The reasons for these currency movements are both euro weakness and dollar strength.
Two factors contribute to euro weakness. First, it looks likely that the anti-austerity party in Greece will take over the government in the forthcoming election. If so, it has pledged to renegotiate the terms of Greece’s financial rescue program with the European Union and the International Monetary Fund. It may even exit the Eurozone altogether. Neither scenario is good news for the euro.
Added to this, the European Central Bank (ECB) is expected to announce a new program of quantitative easing (QE; bond-buying), which historically weakens a currency. Economic growth in the Eurozone was weak in 2014 and inflation remains very low, exacerbated by falling oil prices. These factors put heavy pressure on the ECB to implement QE.

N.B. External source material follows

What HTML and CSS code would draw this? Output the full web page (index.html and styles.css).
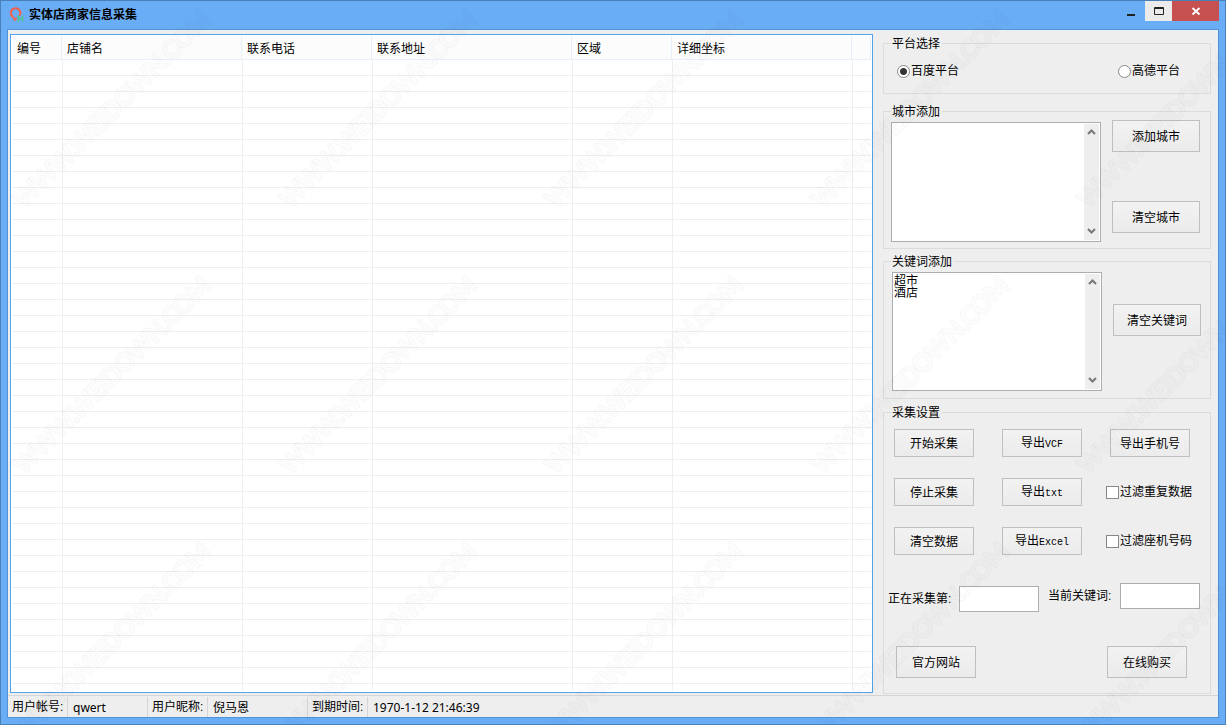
FILE: index.html
```html
<!DOCTYPE html>
<html lang="zh-CN">
<head>
<meta charset="utf-8">
<title>实体店商家信息采集</title>
<link rel="stylesheet" href="styles.css">
</head>
<body>
<div class="window">
  <header class="titlebar">
    <svg class="app-icon" viewBox="0 0 16 16" aria-hidden="true">
      <path d="M3.600 9.600A4.700 4.700 0 1 1 10.300 8.800" fill="none" stroke="#f5604f" stroke-width="2.200"/>
      <path d="M2.800 9L5.500 14.500L8.200 11.800L7.400 10.200L5.800 11.200L4.600 9.200z" fill="#f5604f"/>
      <path d="M9.500 8.500v6M13.500 8.500v6M9.500 11.500h4" fill="none" stroke="#4fc78c" stroke-width="1.600"/>
    </svg>
    <h1 class="title">实体店商家信息采集</h1>
    <div class="window-buttons">
      <button class="win-btn" type="button" aria-label="最小化"><svg viewBox="0 0 12 12"><path d="M1 9h8v2H1z" fill="#222"/></svg></button>
      <button class="win-btn win-max" type="button" aria-label="最大化"><svg viewBox="0 0 12 12"><path d="M1.500 2.500h9v7h-9zM1 3.500h10" fill="none" stroke="#222"/></svg></button>
      <button class="win-btn win-close" type="button" aria-label="关闭"><svg viewBox="0 0 12 12"><path d="M2.500 3l7 6.500M9.500 3l-7 6.500" fill="none" stroke="#fff" stroke-width="1.800"/></svg></button>
    </div>
  </header>

  <div class="client">
    <main class="content">
      <div class="list">
        <table class="grid">
          <colgroup><col class="c-id"><col class="c-name"><col class="c-phone"><col class="c-addr"><col class="c-area"><col class="c-coord"><col></colgroup>
          <thead><tr><th>编号</th><th>店铺名</th><th>联系电话</th><th>联系地址</th><th>区域</th><th>详细坐标</th><th></th></tr></thead>
        </table>
        <div class="rows"><span class="c-id"></span><span class="c-name"></span><span class="c-phone"></span><span class="c-addr"></span><span class="c-area"></span><span class="c-coord"></span></div>
      </div>

      <aside class="side">
        <fieldset class="group platform">
          <legend>平台选择</legend>
          <label><input type="radio" name="platform" checked>百度平台</label>
          <label><input type="radio" name="platform">高德平台</label>
        </fieldset>

        <fieldset class="group city">
          <legend>城市添加</legend>
          <div class="memo">
            <textarea aria-label="城市添加"></textarea>
            <div class="scroll" aria-hidden="true"><svg viewBox="0 0 9 8"><path d="M1 6l3.500-3.500L8 6"/></svg><svg viewBox="0 0 9 8"><path d="M1 2l3.500 3.500L8 2"/></svg></div>
          </div>
          <div class="memo-actions">
            <button class="btn" type="button">添加城市</button>
            <button class="btn" type="button">清空城市</button>
          </div>
        </fieldset>

        <fieldset class="group keyword">
          <legend>关键词添加</legend>
          <div class="memo">
            <textarea aria-label="关键词添加">超市
酒店</textarea>
            <div class="scroll" aria-hidden="true"><svg viewBox="0 0 9 8"><path d="M1 6l3.500-3.500L8 6"/></svg><svg viewBox="0 0 9 8"><path d="M1 2l3.500 3.500L8 2"/></svg></div>
          </div>
          <div class="memo-actions">
            <button class="btn" type="button">清空关键词</button>
          </div>
        </fieldset>

        <fieldset class="group settings">
          <legend>采集设置</legend>
          <div class="actions">
            <button class="btn" type="button">开始采集</button>
            <button class="btn" type="button"><span>导出<span class="latin">VCF</span></span></button>
            <button class="btn" type="button">导出手机号</button>
            <button class="btn" type="button">停止采集</button>
            <button class="btn" type="button"><span>导出<span class="latin">txt</span></span></button>
            <label><input type="checkbox">过滤重复数据</label>
            <button class="btn" type="button">清空数据</button>
            <button class="btn" type="button"><span>导出<span class="latin">Excel</span></span></button>
            <label><input type="checkbox">过滤座机号码</label>
          </div>
          <div class="progress">
            <div class="entry"><label for="current">正在采集第:</label><input id="current" class="field" type="text"></div>
            <div class="entry"><label for="word">当前关键词:</label><input id="word" class="field" type="text"></div>
          </div>
          <div class="links">
            <button class="btn" type="button">官方网站</button>
            <button class="btn" type="button">在线购买</button>
          </div>
        </fieldset>
      </aside>
    </main>

    <footer class="status">
      <span class="s-key">用户帐号:</span><span class="s-val">qwert</span>
      <span class="s-key">用户昵称:</span><span class="s-val s-nick">倪马恩</span>
      <span class="s-key">到期时间:</span><span class="s-val s-time">1970-1-12 21:46:39</span>
    </footer>
  </div>

  <svg class="watermark" aria-hidden="true">
    <defs>
      <mask id="hollow" maskUnits="userSpaceOnUse" x="-10" y="-40" width="320" height="60">
        <rect x="-10" y="-40" width="320" height="60" fill="#fff"/>
        <text class="mark-core">WWW.WEIDOWN.COM</text>
      </mask>
      <pattern id="mark" width="266" height="266" patternUnits="userSpaceOnUse">
        <g transform="translate(23 208) rotate(-45)">
          <text class="mark-fill">WWW.WEIDOWN.COM</text>
          <g mask="url(#hollow)"><text class="mark-edge">WWW.WEIDOWN.COM</text></g>
        </g>
      </pattern>
    </defs>
    <rect width="100%" height="100%" fill="url(#mark)"/>
  </svg>
</div>
</body>
</html>
```
FILE: styles.css
```css
* { box-sizing: border-box; }

body {
  margin: 0;
  font: 12px/16px "Liberation Sans", "Noto Sans CJK SC", sans-serif;
  color: #000;
}

button, input, textarea { font: inherit; color: inherit; margin: 0; }

.window {
  position: relative;
  display: flex;
  flex-direction: column;
  min-height: 100vh;
  padding: 0 6px 6px;
  background: #69adf6;
  border: 1px solid #4a80b8;
  overflow: hidden;
}

.titlebar { display: flex; height: 28px; padding-left: 2px; }
.app-icon { width: 16px; height: 16px; margin: 6px 4px 0 0; }
.title { flex: 1; margin: 6px 0 0; font-size: 12px; line-height: 16px; font-weight: 700; }

.window-buttons { display: flex; height: 20px; }
.win-btn {
  display: grid;
  place-items: center;
  width: 27px;
  padding: 0;
  border: 0;
  background: none;
}
.win-btn svg { width: 12px; height: 12px; }
.win-max { background: #ebebeb; }
.win-close { width: 47px; background: #c75050; }

.client {
  flex: 1;
  display: flex;
  flex-direction: column;
  border: 1px solid #5292d6;
  background: #eee;
}

.content { flex: 1; display: flex; padding: 4px 7px 1px 2px; gap: 10px; }

.list {
  flex: 1;
  display: flex;
  flex-direction: column;
  margin-bottom: 1px;
  padding: 1px;
  background: #fff;
  border: 1px solid #55a3e8;
}
.grid { width: 100%; table-layout: fixed; border-collapse: separate; border-spacing: 0; }
.grid th {
  height: 24px;
  padding: 3px 5px 0;
  background: #fcfcfc;
  border-right: 1px solid #e6eff7;
  border-bottom: 1px solid #e6eff7;
  text-align: left;
  font-weight: 400;
}
.c-id { width: 50px; }
.c-name { width: 180px; }
.c-phone { width: 130px; }
.c-addr { width: 200px; }
.c-area { width: 100px; }
.c-coord { width: 180px; }
.rows {
  flex: 1;
  display: flex;
  background: repeating-linear-gradient(#fff 0 15px, #efefef 15px 16px);
}
.rows span { border-right: 1px solid #efefef; }
.rows .c-id { width: 51px; }

.side { width: 328px; display: flex; flex-direction: column; padding-top: 1px; }

.group {
  min-width: 0;
  margin: 0;
  padding: 0;
  border: 1px solid #dcdcdc;
}
.group legend { height: 16px; padding: 0 2px 0 1px; line-height: 18px; }
.group label { display: flex; align-items: center; }

.platform { display: flex; justify-content: space-between; height: 59px; padding: 11px 30px 0 13px; margin-bottom: 9px; }
.platform legend { margin-left: -6px; }
.platform label { height: 18px; line-height: 22px; }

input[type="radio"], input[type="checkbox"] {
  appearance: none;
  width: 13px;
  height: 13px;
  margin: 0 1px 0 0;
  background: #fff;
  border: 1px solid #888;
}
input[type="radio"] { border-radius: 50%; }
input[type="radio"]:checked { background: radial-gradient(circle, #333 0 3px, #fff 4px); }

.city, .keyword { display: flex; justify-content: space-between; padding: 3px 10px 0 7px; }
.city { height: 146px; margin-bottom: 4px; }
.keyword { height: 146px; margin-bottom: 5px; padding: 3px 9px 0 8px; }
.keyword legend { margin-left: -1px; }

.memo {
  display: flex;
  width: 210px;
  height: 120px;
  padding: 1px;
  background: #fff;
  border: 1px solid #abadb3;
}
.keyword .memo { height: 119px; }
.memo textarea {
  flex: 1;
  min-width: 0;
  padding: 1px 0;
  border: 0;
  outline: 0;
  resize: none;
  overflow: hidden;
  line-height: 12px;
  background: none;
}
.scroll {
  display: flex;
  flex-direction: column;
  justify-content: space-between;
  width: 15px;
  padding: 4px 3px 5px;
  background: #eee;
}
.scroll svg { width: 9px; height: 8px; fill: none; stroke: #777; stroke-width: 2; }

.btn {
  display: grid;
  place-items: center;
  width: 80px;
  height: 32px;
  padding: 2px 0 0;
  background: linear-gradient(#f2f2f2, #ebebeb);
  border: 1px solid #bfbfbf;
}
.latin { font-family: "Liberation Mono", monospace; font-size: 10px; }
.memo-actions { display: flex; flex-direction: column; gap: 49px; }
.memo-actions .btn { width: 88px; }
.city .memo-actions { margin-top: -2px; }
.keyword .memo-actions { margin-top: 32px; }

.settings { flex: 1; padding: 9px 10px 0; }
.settings legend { margin-left: -3px; }
.actions {
  display: grid;
  grid-template-columns: 108px 108px 1fr;
  row-gap: 21px;
}
.actions .btn { height: 28px; }
.actions label { margin-left: -4px; line-height: 20px; white-space: nowrap; }
.progress { display: flex; align-items: flex-start; gap: 9px; margin: 28px 0 0 -6px; white-space: nowrap; }
.entry { display: flex; align-items: center; }
.entry:first-child { padding-top: 3px; }
.entry label { width: 71px; }
.entry + .entry label { width: 72px; }
.field { width: 80px; height: 26px; padding: 2px; border: 1px solid #abadb3; background: #fff; }
.links { display: flex; justify-content: space-between; margin-top: 34px; padding: 0 13px 0 2px; }

.status {
  display: flex;
  height: 22px;
  padding-top: 1px;
  border-top: 1px solid #d5d5d5;
  line-height: 21px;
}
.status span { white-space: nowrap; }
.status .s-key { width: 60px; padding-left: 4px; border-right: 1px solid #d5d5d5; }
.status .s-val { width: 80px; padding-left: 5px; border-right: 1px solid #d5d5d5; font-family: "Noto Sans", "Noto Sans CJK SC", sans-serif; }
.status .s-nick { width: 100px; }
.status .s-time { width: auto; border: 0; }

.watermark { position: absolute; inset: 0; width: 100%; height: 100%; pointer-events: none; }
.watermark text { font-family: Lato, sans-serif; font-size: 24px; stroke-linejoin: round; }
.mark-fill { fill: #000; fill-opacity: 0.01; }
.mark-core { fill: #000; stroke: #000; stroke-width: 1px; }
.mark-edge { fill: none; stroke: #000; stroke-opacity: 0.03; stroke-width: 3px; }
```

By contrast, the US dollar has risen on the expectation that the Federal Reserve will raise interest rates. This could happen as early as mid-2015, making the U.S. the first of the G10 nations to do so. The Fed also announced in October 2014 that it would cease its QE program, taking the opposite line to that of the ECB.
All of these factors have combined to move the $US/euro rate to levels not seen since before the global financial crisis of 2007/08.
French property prices now look more affordable than for some years for foreign buyers wanting to fund a purchase with dollars. Those with long term plans to buy property in France would be well advised to reserve funds now in order to lock in the current exchange rate.
In addition, French interest rates remain at a historically low level for those considering a mortgage to purchase an apartment.